### Problem details
Give the entries back exactly, dropping each image.

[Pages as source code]
• • • • •

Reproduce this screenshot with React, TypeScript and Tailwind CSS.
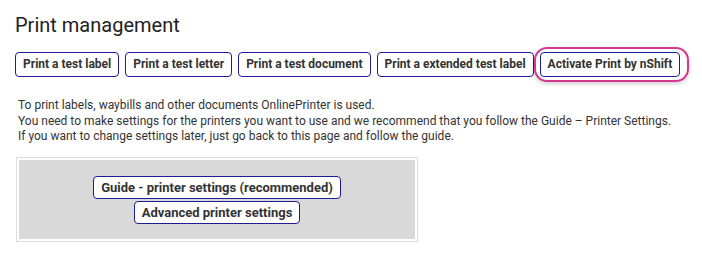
const topButtons = [
  "Print a test label",
  "Print a test letter",
  "Print a test document",
  "Print a extended test label",
];

const btn =
  "relative bg-white border border-[#1c1c94] rounded-[4px] px-[7px] py-[4px] text-[12px] leading-[15px] font-bold text-[#333]";

const App = () => {
  return (
    <div className="min-h-screen bg-white pl-[15px] pt-[13px] font-['Roboto',sans-serif] text-[#222]">
      <h1 className="text-[20px] leading-[24px] font-normal">Print management</h1>

      <div className="mt-[15px] flex gap-[6px]">
        {topButtons.map(label => (
          <button key={label} className={btn}>
            {label}
          </button>
        ))}
        <button className={btn}>
          Activate Print by nShift
          {/* focus ring around the active button */}
          <span className="pointer-events-none absolute -left-[7px] -right-[10px] -top-[6px] -bottom-[6px] rounded-[13px] border-2 border-[#d4378d] shadow-[0_2px_4px_rgba(0,0,0,0.18)]" />
        </button>
      </div>

      <div className="mt-[21px] pl-[3px] text-[12px] leading-[15.5px] text-[#333]">
        <p>To print labels, waybills and other documents OnlinePrinter is used.</p>
        <p>
          You need to make settings for the printers you want to use and we recommend that you follow the Guide – Printer
          Settings.
        </p>
        <p>If you want to change settings later, just go back to this page and follow the guide.</p>
      </div>

      <div className="mt-[12px] ml-[1px] w-[402px] border border-[#dcdcdc] bg-white p-[2px]">
        <div className="flex flex-col items-center gap-[2px] bg-[#d9d9d9] pt-[16px] pb-[15px]">
          <button className={btn.replace("text-[12px]", "text-[13px]").replace("py-[4px]", "py-[3px]")}>
            Guide - printer settings (recommended)
          </button>
          <button className={btn.replace("text-[12px]", "text-[13px]").replace("py-[4px]", "py-[3px]")}>
            Advanced printer settings
          </button>
        </div>
      </div>
    </div>
  );
};

export default App;
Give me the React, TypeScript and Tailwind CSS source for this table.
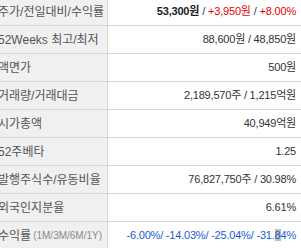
const rows: { label: React.ReactNode; value: React.ReactNode }[] = [
  {
    label: "주가/전일대비/수익률",
    value: (
      <>
        <b className="font-bold text-[#222]">53,300원</b>
        <span className="mx-[3px]">/</span>
        <span className="text-[#e60000]">+3,950원</span>
        <span className="mx-[3px]">/</span>
        <span className="text-[#e60000]">+8.00%</span>
      </>
    ),
  },
  { label: "52Weeks 최고/최저", value: "88,600원 / 48,850원" },
  { label: "액면가", value: "500원" },
  { label: "거래량/거래대금", value: "2,189,570주 / 1,215억원" },
  { label: "시가총액", value: "40,949억원" },
  { label: "52주베타", value: "1.25" },
  { label: "발행주식수/유동비율", value: "76,827,750주 / 30.98%" },
  { label: "외국인지분율", value: "6.61%" },
  {
    label: (
      <>
        수익률 <span className="ml-[2px] text-[10px] text-[#8a8a8a]">(1M/3M/6M/1Y)</span>
      </>
    ),
    value: (
      <span className="text-[#1a5cd6]">
        -6.00%/ -14.03%/ -25.04%/ -31.<span className="bg-[#bdbdbd]">8</span>4%
      </span>
    ),
  },
];

export default function App() {
  return (
    <div className="w-[301px] h-[248px] overflow-hidden bg-white">
      <div
        className="mt-[-2px] ml-[-8px] text-[#333]"
        style={{ fontFamily: '"Liberation Sans", "Noto Sans CJK KR", sans-serif' }}
      >
        {rows.map((r, i) => (
          <div key={i} className="flex h-[28px] border-b border-[#d6d6d6]">
            <div className="w-[116px] shrink-0 bg-[#f0f0f0] border-r border-[#d6d6d6] pl-[6px] flex items-center text-[12px] text-[#555] whitespace-nowrap">
              {r.label}
            </div>
            <div className="flex-1 flex items-center justify-end pr-[5px] text-[11px] tracking-[-0.2px] whitespace-nowrap">
              {r.value}
            </div>
          </div>
        ))}
      </div>
    </div>
  );
}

• • • • •

### Output of the task
Reproduce this screenshot with React, TypeScript and Tailwind CSS.
const topButtons = [
  "Print a test label",
  "Print a test letter",
  "Print a test document",
  "Print a extended test label",
];

const btn =
  "relative bg-white border border-[#1c1c94] rounded-[4px] px-[7px] py-[4px] text-[12px] leading-[15px] font-bold text-[#333]";

const App = () => {
  return (
    <div className="min-h-screen bg-white pl-[15px] pt-[13px] font-['Roboto',sans-serif] text-[#222]">
      <h1 className="text-[20px] leading-[24px] font-normal">Print management</h1>

      <div className="mt-[15px] flex gap-[6px]">
        {topButtons.map(label => (
          <button key={label} className={btn}>
            {label}
          </button>
        ))}
        <button className={btn}>
          Activate Print by nShift
          {/* focus ring around the active button */}
          <span className="pointer-events-none absolute -left-[7px] -right-[10px] -top-[6px] -bottom-[6px] rounded-[13px] border-2 border-[#d4378d] shadow-[0_2px_4px_rgba(0,0,0,0.18)]" />
        </button>
      </div>

      <div className="mt-[21px] pl-[3px] text-[12px] leading-[15.5px] text-[#333]">
        <p>To print labels, waybills and other documents OnlinePrinter is used.</p>
        <p>
          You need to make settings for the printers you want to use and we recommend that you follow the Guide – Printer
          Settings.
        </p>
        <p>If you want to change settings later, just go back to this page and follow the guide.</p>
      </div>

      <div className="mt-[12px] ml-[1px] w-[402px] border border-[#dcdcdc] bg-white p-[2px]">
        <div className="flex flex-col items-center gap-[2px] bg-[#d9d9d9] pt-[16px] pb-[15px]">
          <button className={btn.replace("text-[12px]", "text-[13px]").replace("py-[4px]", "py-[3px]")}>
            Guide - printer settings (recommended)
          </button>
          <button className={btn.replace("text-[12px]", "text-[13px]").replace("py-[4px]", "py-[3px]")}>
            Advanced printer settings
          </button>
        </div>
      </div>
    </div>
  );
};

export default App;
Give me the React, TypeScript and Tailwind CSS source for this table.
const rows: { label: React.ReactNode; value: React.ReactNode }[] = [
  {
    label: "주가/전일대비/수익률",
    value: (
      <>
        <b className="font-bold text-[#222]">53,300원</b>
        <span className="mx-[3px]">/</span>
        <span className="text-[#e60000]">+3,950원</span>
        <span className="mx-[3px]">/</span>
        <span className="text-[#e60000]">+8.00%</span>
      </>
    ),
  },
  { label: "52Weeks 최고/최저", value: "88,600원 / 48,850원" },
  { label: "액면가", value: "500원" },
  { label: "거래량/거래대금", value: "2,189,570주 / 1,215억원" },
  { label: "시가총액", value: "40,949억원" },
  { label: "52주베타", value: "1.25" },
  { label: "발행주식수/유동비율", value: "76,827,750주 / 30.98%" },
  { label: "외국인지분율", value: "6.61%" },
  {
    label: (
      <>
        수익률 <span className="ml-[2px] text-[10px] text-[#8a8a8a]">(1M/3M/6M/1Y)</span>
      </>
    ),
    value: (
      <span className="text-[#1a5cd6]">
        -6.00%/ -14.03%/ -25.04%/ -31.<span className="bg-[#bdbdbd]">8</span>4%
      </span>
    ),
  },
];

export default function App() {
  return (
    <div className="w-[301px] h-[248px] overflow-hidden bg-white">
      <div
        className="mt-[-2px] ml-[-8px] text-[#333]"
        style={{ fontFamily: '"Liberation Sans", "Noto Sans CJK KR", sans-serif' }}
      >
        {rows.map((r, i) => (
          <div key={i} className="flex h-[28px] border-b border-[#d6d6d6]">
            <div className="w-[116px] shrink-0 bg-[#f0f0f0] border-r border-[#d6d6d6] pl-[6px] flex items-center text-[12px] text-[#555] whitespace-nowrap">
              {r.label}
            </div>
            <div className="flex-1 flex items-center justify-end pr-[5px] text-[11px] tracking-[-0.2px] whitespace-nowrap">
              {r.value}
            </div>
          </div>
        ))}
      </div>
    </div>
  );
}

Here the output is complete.